The Christian ‘We’ can include but never necessarily so the American ‘We.’ God has called not our nation but first Israel and now with it the Church to be a light to the nations. The Church, not our nation not any nation, is the means by which God has elected to finish his New Creation. As a leader of the Church, I think it’s a dumb strategy too, more so even than you, but as a preacher in the Church I’m stuck with the message I’ve been given to relay.

Christians, after all, are not, from the vantage of the fullness of time, invested in democracy. We’re not republicans or democrats. We’re theocrats. We live in America, yes, but we belong to a Kingdom. We may vote for a president (or we may not, Christians are free of any ‘duty’ to vote), but by our baptism we pledge allegiance to the Prince of Peace. And that peace, we believe, is wrought not by the sword/gun/battleship/drone but was wrought by the cross.

If you doubt the danger I’ve posed actually exists, consider how no one in our country thinks it unusual to raise their children to love their country, to serve their country and even to die for it- that’s what the ‘liturgy’ of the baseball game intends. They even sing the National Anthem at my boys’ swim meets. Fine.

Except…people do think their kids loving God, serving God and possibly suffering for God should be left up to their own ‘choice.’ The only convictions we’re willing to inculcate into our children for which they might one day have to suffer and die is not our Christian convictions but our American ones. It’s just such a prejudice, as Hauerwas notes, that produces nonsense like the statement: ‘I believe Jesus Christ is Lord…but that’s just my personal opinion.’ And its just such nonsense that makes one rightly wonder if the Church is really the entity the separation of Church of State is meant to protect and serve, for so long as my faith is relegated to the private/personal then the State will always be the beneficiary of any such separation.

The Church is called to reframe everything in light of the Cross and Resurrection, even our patriotism, and then to submit it to the Lordship of Christ, and ‘Lord’ of course isn’t Jesus’ last name or even a religious word.

It’s a title: King.

And so on a day like Memorial Day that call upon us doesn’t mean we dishonor the sacrifices of the fallen or beat our breasts and pretend that America is anything but a unique nation among nations (because no matter what the Huffington Post says, it is).

It instead means we hold fast to our commission to proclaim the Gospel, which in this instance on America’s calendar means we proclaim that the sacrifice offered by the fallen was not, in fact, the “ultimate sacrifice.”

The ultimate sacrifice was made by God himself, in Jesus Christ, on Golgotha, a death delivered up by the best and brightest of the Church, and the State, and the Military, for the ungodly.
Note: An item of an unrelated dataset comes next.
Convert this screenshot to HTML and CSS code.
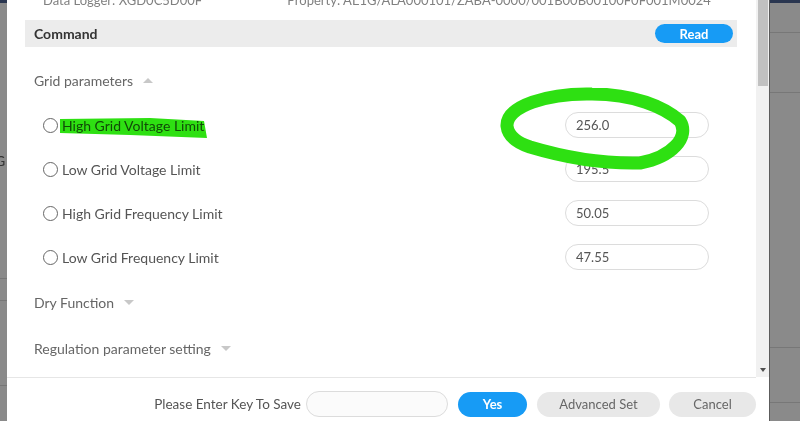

‘Ungodly’ happens to be a border-breaking (Don’t tell The Donald), multinational, trans-historical catch-all category of humanity.

Thank God.

On Memorial Day Weekend preachers of the Gospel remind adherents of the Gospel that Jesus made is the Ultimate Sacrifice, that he is, as scripture attests, the Sacrifice to End All Sacrifices (including the sacrifice of war), and that Good Friday 33 AD, not all our battles and victory days, is the date that changed the world.

We preach the Gospel and, I think, we search for ways to make that story register as deeply as the story I saw felt in section 136 at Nationals Park.